Brooklyn Borough President John Cashmore succeeded Raymond Vail Ingersoll who had been Brooklyn Borough President from 1934 to his unexpected death in 1940. Ingersoll was also a direct descendant of a noted Quaker family on his mother’s side, the Vails of New Jersey. Upon his death, Ingersoll was allowed burial in Friends Cemetery in Prospect Park as his mother was a Quaker, even though he was not a member of any Friends meeting – I find it charming that Ingersoll seems to be the only NYC Parks Commissioner (Brooklyn, 1913 to 1917) buried within a New York City park. Additionally, Ingersoll enrolled his children for a brief time at Brooklyn Friends School. Some of Ingersoll’s grandchildren also attended BFS. There is no solid proof, but I feel strongly that Ingersoll might have protected the properties owned by New York Monthly Meeting: his thoughts for a Brooklyn Civic Center did not seem to extend to Schermerhorn Street and he had personal ties to BFS and to the Society of Friends. Ingersoll’s widow was even one of the “leading citizens” who signed the January, 1948 letter of protest sent to NYC Mayor William O’Dwyer in January, 1948 (see page 17 of our scrapbook).

The front page of the December 7, 1941 edition
of The Brooklyn Daily Eagle which fully revealed
the plan for the new civic center would include
placing a new prison on the site of Brooklyn
Friends School and the Brooklyn Meeting House. 
FDR’s appeal to Hirohito was apparently ineffective.

Take a look at this December 7, 1941 article from The Brooklyn Daily Eagle in which the plan for the Brooklyn civic center is more fully revealed. While there were earlier articles and editorials in The Eagle on the civic center, this article states plainly that Friends School needed to be acquired for the new prison and the accompanying map plainly shows the prison would be on the site of our historical home on Schermerhorn Street. Hold on, what was that date again? December 7, 1941, “A date which will live in infamy” – the bombing of Pearl Harbor and World War II must have been first and foremost in everyone’s minds on that day and would remain so for years. It would be easy to forget about the plan to replace BFS and the Brooklyn Meeting House with a new city prison. The proposal for the Civic Center changed little over the years leading to 1947, with plans put forth by Borough President John Cashmore, City Comptroller Joseph McGoldrick and New York Supreme Court Justice Charles Lockwood, but the plans were very similar and always included placing the new prison on the site of Brooklyn Friends School and Brooklyn Monthly Meeting.

One of the hardest moments in my early research for our 2007-2008 article was my realization that the City’s plans for the site of BFS and Brooklyn Monthly Meeting had been public since 1941 and no protest seemed to have been made by anyone for six years, especially by the owners of the site, New York Monthly Meeting – one would imagine the Meeting would have been contacted by the City of New York at some point prior to 1947. However, a news clipping on page 13 of our scrapbook indicates New York Monthly Meeting was first notified of the city’s intent to condemn its property in January, 1947 and this January notification is confirmed as a personal phone call on page 49 of our scrapbook in the December letter of protest to Borough President Cashmore from the leadership of BFS and New York Monthly Meeting.

Map of City Planning Commission’s
Proposed Downtown Brooklyn Civic Center
as published in The New York Times,
October 13, 1944

When Mary Doty gave me her family papers detailing New York Monthly Meeting’s plans in case its property was lost to NYC, she provided me with New York Monthly Meeting’s action steps from at least June to October of 1947. The documents detailed the depreciation of the existing buildings, the potential monies that might be received from a condemnation award, and the costs of a potential move for Brooklyn Friends School and the Brooklyn Meeting House, to a site several blocks away, further down Schermerhorn Street.
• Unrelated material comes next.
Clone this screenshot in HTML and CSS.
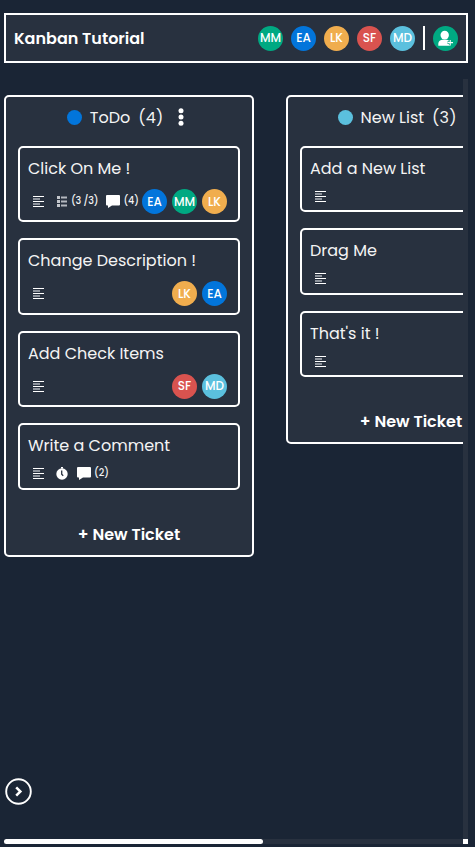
FILE: index.html
```html
<!DOCTYPE html>
<html lang="en">
<head>
<meta charset="utf-8">
<title>Kanban Tutorial</title>
<link rel="stylesheet" href="styles.css">
</head>
<body>
<svg class="defs" width="0" height="0">
  <symbol id="desc" viewBox="0 0 11 11"><path fill="#fff" d="M0 0h11v1H0zM0 5h11v1H0zM0 10h11v1H0z"/><path fill="#8d939c" d="M0 2h7v2H0zM0 7h7v2H0z"/></symbol>
  <symbol id="check" viewBox="0 0 10 11"><path fill="#c4c7cc" d="M0 0h3v3H0zM0 4h3v3H0zM0 8h3v3H0z"/><path fill="#b4b8bf" d="M4 .5h6v2H4zM4 4.500h6v2H4zM4 8.500h6v2H4z"/></symbol>
  <symbol id="comment" viewBox="0 0 14 13"><path fill="#fff" d="M1 0h12a1 1 0 0 1 1 1v8.500a1 1 0 0 1-1 1H6L2 13v-2.500H1a1 1 0 0 1-1-1V1a1 1 0 0 1 1-1z"/></symbol>
  <symbol id="clock" viewBox="0 0 12 13"><path fill="#fff" d="M5 0h2v1.500H5z"/><circle cx="6" cy="7" r="5.700" fill="#fff"/><path d="M5.700 3.500v3.700l1.500 1.600" fill="none" stroke="#28313f" stroke-width="1.300"/></symbol>
</svg>
<header class="topbar">
  <h1 class="brand">Kanban Tutorial</h1>
  <div class="team">
    <span class="avatar green">MM</span><span class="avatar blue">EA</span><span class="avatar orange">LK</span><span class="avatar red">SF</span><span class="avatar sky">MD</span>
  </div>
  <span class="divider"></span>
  <button class="avatar green add" aria-label="Add member"><svg width="17" height="17" viewBox="0 0 17 17"><ellipse cx="7.700" cy="5.100" rx="4.200" ry="4.300" fill="#fff"/><path fill="#fff" d="M1.300 15.800v-2C1.300 11.400 3 10.300 5 9.800h5c1.800.4 3 1.300 3.500 2.500v3.500z"/><path d="M13.200 9.900v5.400M10.500 12.600h5.500" stroke="#00a982" stroke-width="2.600"/><path d="M13.200 9.900v5.400M10.500 12.600h5.500" stroke="#fff" stroke-width="1.100"/></svg></button>
</header>
<main class="board">
  <div class="lists">
    <section class="list">
      <div class="list-head"><span class="dot blue"></span><h2>ToDo</h2><span class="count">(4)</span><svg class="more" width="6" height="18" viewBox="0 0 6 18"><circle cx="3" cy="2.700" r="2.500"/><circle cx="3" cy="9" r="2.500"/><circle cx="3" cy="15.300" r="2.500"/></svg></div>
      <article class="card tall">
        <h3>Click On Me !</h3>
        <div class="meta"><svg class="desc"><use href="#desc"/></svg><svg class="check"><use href="#check"/></svg><span class="num items">(3 /3)</span><svg class="comment"><use href="#comment"/></svg><span class="num">(4)</span>
          <div class="members"><span class="avatar blue">EA</span><span class="avatar green">MM</span><span class="avatar orange">LK</span></div></div>
      </article>
      <article class="card tall">
        <h3>Change Description !</h3>
        <div class="meta"><svg class="desc"><use href="#desc"/></svg><div class="members"><span class="avatar orange">LK</span><span class="avatar blue">EA</span></div></div>
      </article>
      <article class="card tall">
        <h3>Add Check Items</h3>
        <div class="meta"><svg class="desc"><use href="#desc"/></svg><div class="members"><span class="avatar red">SF</span><span class="avatar sky">MD</span></div></div>
      </article>
      <article class="card">
        <h3>Write a Comment</h3>
        <div class="meta"><svg class="desc"><use href="#desc"/></svg><svg class="clock"><use href="#clock"/></svg><svg class="comment"><use href="#comment"/></svg><span class="num">(2)</span></div>
      </article>
      <div class="new"><span>+ New Ticket</span></div>
    </section>
    <section class="list">
      <div class="list-head"><span class="dot sky"></span><h2>New List</h2><span class="count">(3)</span><svg class="more" width="6" height="18" viewBox="0 0 6 18"><circle cx="3" cy="2.700" r="2.500"/><circle cx="3" cy="9" r="2.500"/><circle cx="3" cy="15.300" r="2.500"/></svg></div>
      <article class="card"><h3>Add a New List</h3><div class="meta"><svg class="desc"><use href="#desc"/></svg></div></article>
      <article class="card"><h3>Drag Me</h3><div class="meta"><svg class="desc"><use href="#desc"/></svg></div></article>
      <article class="card"><h3>That's it !</h3><div class="meta"><svg class="desc"><use href="#desc"/></svg></div></article>
      <div class="new"><span>+ New Ticket</span></div>
    </section>
  </div>
  <div class="vtrack"></div>
  <div class="htrack"><div class="thumb"></div></div>
  <div class="corner"></div>
</main>
<button class="expand" aria-label="Open menu"><svg width="27" height="27" viewBox="0 0 27 27" fill="none" stroke="#fff"><circle cx="13.500" cy="13.500" r="12.300" stroke-width="1.900"/><path d="M11.200 9.300l4.200 4.200-4.200 4.200" stroke-width="2.500"/></svg></button>
</body>
</html>
```
FILE: styles.css
```css
* { box-sizing: border-box; }
body {
  margin: 0; height: 847px; overflow: hidden; padding: 13px 7px 3px 4px;
  display: flex; flex-direction: column; gap: 16px;
  background: #1a2535; color: #f4f4f4;
  font-family: Poppins, Inter, sans-serif; font-size: 16px;
}
h1, h2, h3 { margin: 0; font-size: 16px; font-weight: 400; white-space: nowrap; }
button { border: 0; background: none; padding: 0; font: inherit; }
svg { display: block; flex: none; }
.defs { position: absolute; }
.topbar { height: 50px; flex: none; border: 2px solid #fff; background: #28313f; display: flex; align-items: center; padding: 0 8px; }
.brand { font-weight: 600; color: #fff; flex: 1; }
.team { display: flex; gap: 8px; }
.avatar {
  width: 25px; height: 25px; border-radius: 50%; color: #fff; flex: none;
  display: flex; align-items: center; justify-content: center; font-size: 12px; font-weight: 500;
}
.green { background: #00a982; }
.blue { background: #0275db; }
.orange { background: #f0ad4e; }
.red { background: #d9534f; }
.sky { background: #5bc0de; }
.divider { width: 2px; height: 24px; background: #fff; margin: 0 8px; }
.board { height: 765px; display: grid; grid-template-columns: 459px 5px; grid-template-rows: 760px 5px; }
.lists { display: flex; align-items: flex-start; gap: 32px; padding-top: 16px; overflow: hidden; }
.list { width: 250px; flex: none; border: 2px solid #fff; border-radius: 5px; background: #28313f; padding: 0 12px; display: flex; flex-direction: column; }
.list-head { height: 49px; padding: 0 6.4px 9px 0; display: flex; align-items: center; justify-content: center; }
.dot { width: 15px; height: 15px; border-radius: 50%; margin-right: 7.6px; }
.count { margin: 0 15px 0 8px; letter-spacing: .2px; }
.more { fill: #fff; }
.card { height: 66.4px; border: 2px solid #fff; border-radius: 5px; padding: 8px 11px 0 8px; margin-bottom: 16px; }
.card.tall { height: 76.4px; }
.card h3 { height: 25px; line-height: 26px; }
.meta { display: flex; align-items: center; height: 17px; margin-top: 7px; padding-left: 5px; }
.tall .meta { height: 27px; }
.desc { width: 11px; height: 11px; }
.check { width: 10px; height: 11px; margin: 0 4.500px 0 12.500px; }
.clock { width: 12px; height: 13px; margin: 0 9px 0 12px; }
.comment { width: 14px; height: 13px; margin-right: 3px; }
.num { font-size: 9.6px; font-weight: 500; white-space: nowrap; padding-bottom: 2px; }
.items { margin-right: 8px; letter-spacing: -.15px; }
.members { display: flex; gap: 5px; margin-left: auto; }
.new { height: 49px; padding-top: 17px; display: flex; justify-content: center; font-weight: 600; line-height: 24px; white-space: nowrap; color: #fff; }
.vtrack, .htrack { background: #28313f; }
.thumb { width: 259px; height: 5px; border-radius: 3px; background: #fff; }
.corner { background: #fff; }
.expand { position: absolute; left: 5px; top: 778px; }
```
Also included were two sets of requirements for a new school building – one proposed by Principal Warren Cochran and one by former Principal S. Archibald Smith. No matter, it was apparent then that costs for rebuilding BFS and for the in-tact transportation of the Brooklyn Meeting House to a new site were simply prohibitive (see pages 149 to 171 of our scrapbook).

One BFS alum shared an important insight into that fight. He recalled that New York Monthly Meeting was not going to protest against the City condemnation, but planned to accept the City’s offer to acquire the Schermerhorn property. This alum recalled that when the loss of Brooklyn Friends School and the Brooklyn Meeting House were publicly questioned and it seemed that New York Monthly Meeting was going to accept the City’s offer, it was the leaders of other religious organizations in New York City who applied pressure to New York Monthly Meeting. Those leaders felt strongly that if the City of New York was allowed to seize the property of one religious organization, that the City would have carte blanche to do the same to every religious organization in NYC. News clippings in the scrapbook indicate that many religious organizations circulated petitions to save the school in the first wave of protests.

Cashmore refused to meet with the 
demonstrators, including Helen Szold, but 
stated he would meet the Trustees of the 
School the next week
 The Brooklyn Daily Eagle, January 17, 1947,
page 25 of our scrapbook

Another BFS alum shared an even more important insight into that time. Sally Szold Boasberg ’54 is the daughter of Parent Teacher Club President Helen Szold who was so deeply involved in the fight to save Brooklyn Friends School from the very beginning. Sally wrote me a few years ago: “Reading your piece about saving BFS also brought back so many memories. What you didn’t include in the article was the role of Robert Moses, who behaved very badly. At one point he promised the school that they could have a new location at Cadman Plaza, which of course wasn’t built for another 30 years. I think it was about the only time that Moses was beaten on something he really wanted to do, so of course we all celebrated.  My mother had been frustrated because the [New York Monthly] Meeting didn’t think it right to oppose the demolition, and [it] was basically controlled by the Manhattan Friends people. Just getting their consent to launch a campaign was a huge struggle. I think she probably had more fun with the campaign than almost anything else she did while I was growing up… It was a very good lesson for me in the power of citizen activism, a lesson I have put to good use any number of times during my adult years.